Why do I need to do pelvic floor exercises?
Both men and women have pelvic floor muscles; they are a group of muscles that lie underneath the underside of the bladder and rectum. They provide support for these two organs and to the uterus in pregnant women, and it is important that they are kept strong.
Pregnancy and childbirth can put a tremendous amount of strain on these muscles, making them weak. A weak pelvic floor can often cause stress incontinence. Stress incontinence is common amongst women and causes small amounts of urine to leak when pressure is applied to the bladder - typically through laughing, coughing or sneezing. A weak pelvic floor can also lead to faecal incontinence, a more embarrassing but less common condition.
Don't worry if this has already happened to you, it is never too late to start exercising your pelvic floor. However, you should choose not to wait until you experience these symptoms before starting to do these exercises. The sooner you begin to do them, the lower your chances of experiencing stress incontinence. It is possible that you could sail through pregnancy (particularly if you are young) with no leaks at all, but childbirth could stretch your pelvic floor considerably, and you will find that it returns to normal more easily if you have maintained an appropriate exercise regime throughout your pregnancy.

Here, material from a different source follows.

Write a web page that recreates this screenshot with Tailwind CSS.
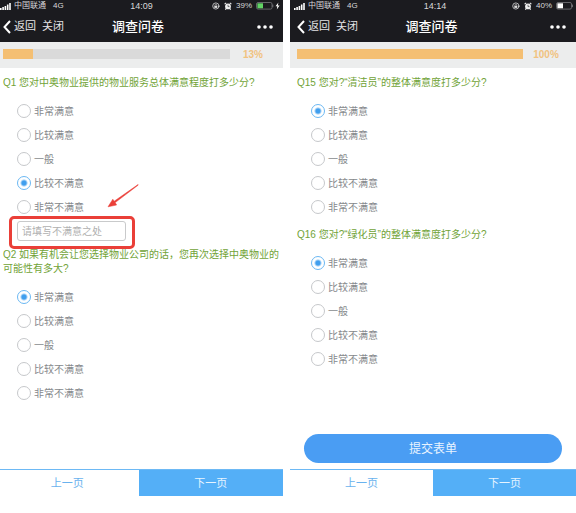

Toning your pelvic floor is also thought to help you to deliver the baby and potentially reduce your chances of having an episiotomy or a tear. Preventing stress incontinence and aiding the delivery of your baby really ought to be highest on your list of priorities. However, in case you needed any further incentives to start that exercise regime, you might like to know that exercising your pelvic floor can also lead to a more gratifying experience during sexual intercourse. So get squeezing!
How do I do pelvic floor exercises?
Pelvic floor exercises, or Kegels, are very easy to do. You should tense the muscles, hold them tightly for 5 seconds, and then slowly release them. The best way to describe how to contract your pelvic floor muscles is to tighten the area around your vagina and anus in the same way that you would if you were to stop urinating mid-flow. Keep your legs still, and do not tighten any other muscles - your thighs, bottom and tummy should all remain relaxed. Don't hold your breath either, you should be able to talk normally while doing these exercises and they should not leave you short of breath afterwards.
You should aim to do sets of 20 repetitions, 3 times a day. They really can be done anywhere and nobody will be able to tell that you are doing them. So whether you want to get your little workouts done in the supermarket queue or in the dentist's chair, go ahead!
The most difficult aspect of a pelvic floor regime is actually remembering to do them. Lots of women say that they mean to do them several times a day but that they often realise that they haven't done them for days. Work out a routine that will work around your lifestyle and one where you will not forget to do them. Using prompts is helpful for some women, for example, doing a set before each meal of the day, or every time you are about to get out of the car. If necessary, set a reminder on your phone or computer three times a day! You can also do these exercises while having sex, which might make the idea of exercise more attractive, but unless you are having sex three times a day you will have to schedule in time to do them on your own as well. Do not practice pelvic floor exercises while you are urinating, as it is important that you empty your bladder completely every time you go to the toilet to help prevent urinary tract infections.
You should continue with this exercise regime after childbirth but give yourself a rest during the immediate weeks following labour. You will not damage yourself by starting them again too early but these muscles will be sore following the birth of your baby and exercising them too soon could be uncomfortable.
The exercises won't take up more than 15 minutes of your day, you can do them whenever and wherever you like. You don't need any equipment, you don't need to go to the gym and you can even do them while having sex. There really is no excuse for not doing them!